2. Shop around for lower-cost care
If you're having a serious medical emergency, get help right away. But if you need an exam or have a more minor health issue, it's worth shopping around among different providers. Retail clinics, for example, may cost less than pediatricians for a simple case of strep throat, while filling prescriptions online could be cheaper than your local pharmacy. Sites like Fair Health and Healthcare Bluebook provide a starting point for researching what a procedure should cost.
When shopping for care, it's often best to choose an in-network doctor, rather than an out-of-network doctor, as insurers will have negotiated rates with in-network doctors. You'll benefit from the discounted rate, even if you end up footing the whole bill because you haven't yet met your deductible.
3. Make sure care you get counts toward your deductible
When you pay for care, you want the costs to count toward your deductible. This means making sure you see the right doctor, that the doctor submits a claim to the insurer, and that the care is classified correctly so it is covered.

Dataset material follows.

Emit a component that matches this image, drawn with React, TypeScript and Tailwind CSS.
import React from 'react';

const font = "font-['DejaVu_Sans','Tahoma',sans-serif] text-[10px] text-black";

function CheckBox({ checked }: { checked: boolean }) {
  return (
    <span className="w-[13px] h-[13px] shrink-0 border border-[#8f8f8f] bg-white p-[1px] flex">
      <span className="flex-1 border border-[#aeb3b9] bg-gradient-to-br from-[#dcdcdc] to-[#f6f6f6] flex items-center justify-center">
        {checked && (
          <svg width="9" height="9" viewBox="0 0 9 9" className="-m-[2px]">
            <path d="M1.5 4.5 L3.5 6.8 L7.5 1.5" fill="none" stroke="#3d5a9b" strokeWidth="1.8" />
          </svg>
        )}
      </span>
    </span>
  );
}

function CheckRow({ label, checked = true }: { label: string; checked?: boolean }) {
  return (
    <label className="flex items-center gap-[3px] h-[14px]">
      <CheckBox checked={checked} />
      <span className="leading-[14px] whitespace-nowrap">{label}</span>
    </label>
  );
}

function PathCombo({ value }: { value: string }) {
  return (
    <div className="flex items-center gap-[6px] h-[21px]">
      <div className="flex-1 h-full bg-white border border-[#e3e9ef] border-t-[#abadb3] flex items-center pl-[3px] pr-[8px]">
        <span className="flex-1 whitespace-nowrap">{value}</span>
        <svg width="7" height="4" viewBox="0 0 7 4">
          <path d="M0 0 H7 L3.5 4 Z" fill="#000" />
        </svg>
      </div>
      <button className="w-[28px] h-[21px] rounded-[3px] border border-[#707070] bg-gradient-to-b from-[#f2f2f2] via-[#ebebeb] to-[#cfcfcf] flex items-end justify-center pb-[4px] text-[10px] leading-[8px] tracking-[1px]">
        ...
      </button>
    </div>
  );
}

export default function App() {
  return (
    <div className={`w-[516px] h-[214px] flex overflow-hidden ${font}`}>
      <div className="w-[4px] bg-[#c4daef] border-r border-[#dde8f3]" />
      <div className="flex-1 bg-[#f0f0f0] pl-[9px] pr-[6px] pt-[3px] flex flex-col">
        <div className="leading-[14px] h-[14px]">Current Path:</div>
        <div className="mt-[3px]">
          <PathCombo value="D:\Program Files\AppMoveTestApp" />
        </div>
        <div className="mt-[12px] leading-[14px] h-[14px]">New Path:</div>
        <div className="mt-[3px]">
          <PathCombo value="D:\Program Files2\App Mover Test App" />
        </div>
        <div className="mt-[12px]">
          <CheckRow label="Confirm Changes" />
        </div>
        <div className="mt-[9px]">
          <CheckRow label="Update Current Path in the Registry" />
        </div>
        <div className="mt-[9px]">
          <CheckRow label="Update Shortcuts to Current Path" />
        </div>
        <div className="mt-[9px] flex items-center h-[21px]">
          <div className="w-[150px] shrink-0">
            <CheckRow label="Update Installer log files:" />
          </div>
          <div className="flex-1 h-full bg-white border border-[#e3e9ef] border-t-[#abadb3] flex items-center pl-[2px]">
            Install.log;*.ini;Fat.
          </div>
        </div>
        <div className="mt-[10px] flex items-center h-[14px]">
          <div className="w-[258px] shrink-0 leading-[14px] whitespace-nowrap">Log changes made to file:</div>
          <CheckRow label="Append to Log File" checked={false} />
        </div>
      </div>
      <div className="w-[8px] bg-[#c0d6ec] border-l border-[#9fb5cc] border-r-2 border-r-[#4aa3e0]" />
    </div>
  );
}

You may have a separate in-network and out-of-network deductible, and the out-of-network deductible is probably higher. If you see both in-network and out-of-network doctors, it will be harder for your total healthcare spending in either category to reach the deductible amount.
Out-of-network doctors may also charge higher fees for services than the maximum the insurer will pay -- $500 for a service the insurer only pays $300 for, for example. You'll likely have to pay the extra $200, and that money will not count toward your deductible. Ask up front about total fees and review your policy or call your insurer to find out what portion of your payment counts toward the deductible.

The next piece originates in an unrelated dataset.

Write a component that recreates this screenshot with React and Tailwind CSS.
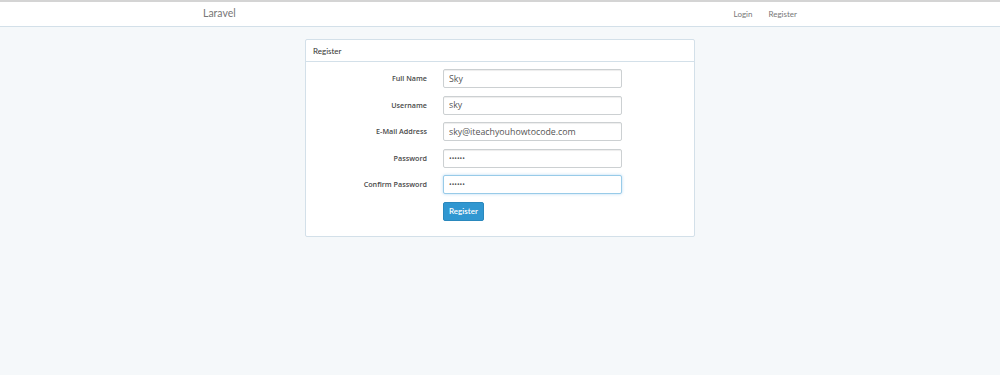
import { useState } from "react";

const fields = [
  { label: "Full Name", type: "text", value: "Sky" },
  { label: "Username", type: "text", value: "sky" },
  { label: "E-Mail Address", type: "email", value: "sky@iteachyouhowtocode.com" },
  { label: "Password", type: "password", value: "secret" },
  { label: "Confirm Password", type: "password", value: "secret", focused: true },
];

const App = () => {
  const [values, setValues] = useState(fields.map((f) => f.value));

  return (
    <div className="min-h-[375px] bg-[#f5f8fa] font-['Lato','Liberation_Sans',sans-serif] text-[#636b6f]">
      {/* Navbar */}
      <nav className="border-t-2 border-t-[#d4d4d4] border-b border-b-[#d3e0e9] bg-white">
        <div className="mx-auto flex h-[24px] w-[594px] items-center justify-between">
          <a className="text-[10.5px] text-[#777]">Laravel</a>
          <div className="flex gap-[16px] text-[8px] text-[#777]">
            <a>Login</a>
            <a>Register</a>
          </div>
        </div>
      </nav>

      {/* Panel */}
      <div className="mx-auto mt-[12px] w-[390px] rounded-[2px] border border-[#d3e0e9] bg-white">
        <div className="flex h-[22px] items-center border-b border-[#d3e0e9] px-[7px] text-[8px] text-[#333]">
          Register
        </div>
        <form className="flex flex-col gap-[7.6px] pt-[7px] pb-[15px]" onSubmit={(e) => e.preventDefault()}>
          {fields.map((field, i) => (
            <div key={field.label} className="flex items-center">
              <label className="w-[121px] text-right font-['Open_Sans','Liberation_Sans',sans-serif] text-[7.2px] font-semibold text-[#4a4a4a]">
                {field.label}
              </label>
              <input
                type={field.type}
                value={values[i]}
                onChange={(e) => {
                  const next = [...values];
                  next[i] = e.target.value;
                  setValues(next);
                }}
                className={`ml-[16px] h-[19px] w-[179px] rounded-[2px] border bg-white px-[5px] font-['Open_Sans','Liberation_Sans',sans-serif] text-[#555] outline-none ${
                  field.type === "password" ? "text-[7px]" : "text-[8.8px]"
                } ${
                  field.focused
                    ? "border-[#98cbe8] shadow-[0_0_3px_rgba(102,175,233,0.5)]"
                    : "border-[#ccd0d2] shadow-[inset_0_1px_1px_rgba(0,0,0,0.075)]"
                }`}
              />
            </div>
          ))}
          <div className="flex">
            <button
              type="submit"
              className="ml-[137px] h-[19px] rounded-[2px] border border-[#2a88bd] bg-[#3097d1] px-[5px] text-[8px] font-semibold text-white"
            >
              Register
            </button>
          </div>
        </form>
      </div>
    </div>
  );
};

export default App;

4. Enlist the aid of your doctor
Researchers from Duke University analyzed 1,800 conversations patients had with their doctors and found that cost came up only 30% of the time. When patients and their doctors discuss costs of care, big savings can result from the conversation. "Almost half the time that costs come up in conversation, either the doctor or the patient [comes] up with some strategy to lower the patient's out-of-pocket cost," according to Duke's Professor Peter Ubel. "And it doesn't take long, usually less than a minute."

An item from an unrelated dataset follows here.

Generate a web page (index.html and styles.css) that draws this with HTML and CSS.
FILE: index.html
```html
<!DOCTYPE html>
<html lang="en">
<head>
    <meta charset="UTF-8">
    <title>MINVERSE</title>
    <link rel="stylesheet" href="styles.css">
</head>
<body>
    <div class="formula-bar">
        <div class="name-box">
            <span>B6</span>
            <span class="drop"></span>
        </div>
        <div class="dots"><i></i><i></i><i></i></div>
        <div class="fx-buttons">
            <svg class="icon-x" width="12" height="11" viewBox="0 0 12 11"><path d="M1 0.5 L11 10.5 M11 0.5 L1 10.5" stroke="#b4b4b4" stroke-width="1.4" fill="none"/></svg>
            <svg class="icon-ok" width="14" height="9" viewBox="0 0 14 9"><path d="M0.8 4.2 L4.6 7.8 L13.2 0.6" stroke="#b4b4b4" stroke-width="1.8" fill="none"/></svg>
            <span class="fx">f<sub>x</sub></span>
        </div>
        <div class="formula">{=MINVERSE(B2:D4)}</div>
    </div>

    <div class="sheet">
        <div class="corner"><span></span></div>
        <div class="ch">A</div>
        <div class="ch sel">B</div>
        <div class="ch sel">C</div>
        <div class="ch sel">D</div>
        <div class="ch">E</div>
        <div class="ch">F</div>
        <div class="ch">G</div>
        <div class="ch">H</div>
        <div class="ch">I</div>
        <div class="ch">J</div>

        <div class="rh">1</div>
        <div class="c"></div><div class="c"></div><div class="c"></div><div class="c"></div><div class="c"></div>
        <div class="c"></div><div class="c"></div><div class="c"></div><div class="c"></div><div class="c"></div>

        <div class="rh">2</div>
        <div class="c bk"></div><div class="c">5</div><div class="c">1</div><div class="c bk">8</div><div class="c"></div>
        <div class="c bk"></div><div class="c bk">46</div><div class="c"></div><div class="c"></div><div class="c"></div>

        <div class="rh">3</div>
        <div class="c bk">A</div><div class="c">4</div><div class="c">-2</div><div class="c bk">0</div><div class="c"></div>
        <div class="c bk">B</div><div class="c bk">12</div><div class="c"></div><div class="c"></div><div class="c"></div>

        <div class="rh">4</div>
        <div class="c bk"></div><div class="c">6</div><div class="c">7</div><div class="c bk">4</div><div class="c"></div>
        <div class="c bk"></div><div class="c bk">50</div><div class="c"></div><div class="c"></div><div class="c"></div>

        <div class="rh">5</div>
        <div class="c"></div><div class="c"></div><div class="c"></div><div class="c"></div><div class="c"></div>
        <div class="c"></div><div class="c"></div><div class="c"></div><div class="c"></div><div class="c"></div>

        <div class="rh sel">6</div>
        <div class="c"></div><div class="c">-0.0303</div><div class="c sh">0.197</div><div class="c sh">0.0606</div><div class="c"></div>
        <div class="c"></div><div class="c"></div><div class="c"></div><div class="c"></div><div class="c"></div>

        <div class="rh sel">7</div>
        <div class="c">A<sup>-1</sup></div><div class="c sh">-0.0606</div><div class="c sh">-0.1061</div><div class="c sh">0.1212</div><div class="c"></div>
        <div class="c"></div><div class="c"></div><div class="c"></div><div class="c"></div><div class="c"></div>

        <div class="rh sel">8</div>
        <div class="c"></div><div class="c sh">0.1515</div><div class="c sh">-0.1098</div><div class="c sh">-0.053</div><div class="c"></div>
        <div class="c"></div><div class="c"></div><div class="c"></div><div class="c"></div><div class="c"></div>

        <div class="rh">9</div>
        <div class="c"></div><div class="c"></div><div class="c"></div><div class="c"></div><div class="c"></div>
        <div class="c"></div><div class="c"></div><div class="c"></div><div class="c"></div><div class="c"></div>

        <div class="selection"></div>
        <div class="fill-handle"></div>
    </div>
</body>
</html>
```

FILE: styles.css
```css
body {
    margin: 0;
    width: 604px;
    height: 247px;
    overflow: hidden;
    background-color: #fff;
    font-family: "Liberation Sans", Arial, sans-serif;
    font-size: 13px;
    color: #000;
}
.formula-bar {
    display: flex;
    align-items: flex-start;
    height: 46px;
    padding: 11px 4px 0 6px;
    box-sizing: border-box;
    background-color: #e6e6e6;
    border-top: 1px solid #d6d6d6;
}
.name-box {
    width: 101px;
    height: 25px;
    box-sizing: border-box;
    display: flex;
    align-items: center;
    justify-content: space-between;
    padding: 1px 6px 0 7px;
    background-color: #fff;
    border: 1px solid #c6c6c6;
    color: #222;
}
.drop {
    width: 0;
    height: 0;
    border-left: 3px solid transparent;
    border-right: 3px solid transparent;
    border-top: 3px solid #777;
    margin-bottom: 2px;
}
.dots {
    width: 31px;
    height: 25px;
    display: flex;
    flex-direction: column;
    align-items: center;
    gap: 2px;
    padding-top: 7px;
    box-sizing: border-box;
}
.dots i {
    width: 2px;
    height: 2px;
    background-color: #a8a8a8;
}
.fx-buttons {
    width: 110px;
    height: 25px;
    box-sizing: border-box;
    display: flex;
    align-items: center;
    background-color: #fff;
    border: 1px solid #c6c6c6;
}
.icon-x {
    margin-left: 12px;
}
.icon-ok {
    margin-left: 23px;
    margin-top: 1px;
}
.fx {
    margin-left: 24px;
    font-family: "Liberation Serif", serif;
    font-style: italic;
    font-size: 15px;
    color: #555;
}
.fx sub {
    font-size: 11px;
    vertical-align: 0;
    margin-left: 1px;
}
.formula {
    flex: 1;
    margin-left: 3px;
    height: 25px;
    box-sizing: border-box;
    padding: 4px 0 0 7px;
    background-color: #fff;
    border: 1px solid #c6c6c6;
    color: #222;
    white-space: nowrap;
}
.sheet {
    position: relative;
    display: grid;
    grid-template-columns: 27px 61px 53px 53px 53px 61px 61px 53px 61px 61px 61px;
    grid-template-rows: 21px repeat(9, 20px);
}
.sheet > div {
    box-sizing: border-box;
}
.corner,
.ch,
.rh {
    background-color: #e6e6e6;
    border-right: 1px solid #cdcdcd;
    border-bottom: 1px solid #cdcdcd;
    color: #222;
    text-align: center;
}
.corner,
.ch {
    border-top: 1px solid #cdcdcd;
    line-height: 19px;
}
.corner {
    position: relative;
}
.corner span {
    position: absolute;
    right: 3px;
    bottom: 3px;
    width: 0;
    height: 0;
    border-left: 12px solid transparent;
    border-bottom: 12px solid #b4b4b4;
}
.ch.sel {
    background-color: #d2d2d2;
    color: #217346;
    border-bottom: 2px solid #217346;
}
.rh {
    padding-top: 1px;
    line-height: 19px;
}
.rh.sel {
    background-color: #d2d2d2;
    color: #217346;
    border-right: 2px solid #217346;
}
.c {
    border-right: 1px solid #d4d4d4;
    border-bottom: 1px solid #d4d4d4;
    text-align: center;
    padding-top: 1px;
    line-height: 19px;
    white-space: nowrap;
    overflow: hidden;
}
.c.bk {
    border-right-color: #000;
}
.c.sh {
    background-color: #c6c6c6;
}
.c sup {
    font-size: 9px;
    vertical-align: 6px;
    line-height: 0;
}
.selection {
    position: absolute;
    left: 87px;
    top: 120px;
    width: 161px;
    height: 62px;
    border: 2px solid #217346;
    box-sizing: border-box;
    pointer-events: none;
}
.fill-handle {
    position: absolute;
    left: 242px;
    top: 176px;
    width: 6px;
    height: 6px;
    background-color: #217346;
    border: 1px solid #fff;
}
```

Doctors can often provide information on lower-cost prescriptions or help patients time procedures so the care can be provided after a deductible has already been met. The spacing of follow-up care can also be adjusted so patients have slightly fewer appoints and pay less in co-insurance and co-pay expenses.
5. Use an HSA
One of the best ways to lower costs is to let the government subsidize your spending by giving you a tax break. You can open a Health Savings Account (HSA) at many financial institutions, including banks and brokerage firms, as long as you have a high-deductible health plan. As of 2017, you are considered to have a high-deductible health plan if your plan has a deductible of at least $1,300 for an individual and $2,600 for families.
You can make tax-free contributions to an HSA of up to $3,400 for individuals or $6,750 for families. Catch-up contributions of $1,000 are available for those aged 55 and older. Qualifying health expenses may be paid out of your HSA. If you do not use the funds in the account, they may remain invested until you need them. You can pay deductibles, co-pays, medical-care costs, prescription expenses, and other care costs not covered by your insurance using pre-tax funds -- making your total costs cheaper and your care more affordable.
If you combine other cost saving techniques with the use of an HSA, managing your care costs is a lot easier -- even as your deductible creeps upward. The key is to look for ways to save at every step in the process so you can get high-quality care while keeping more cash in your pocket.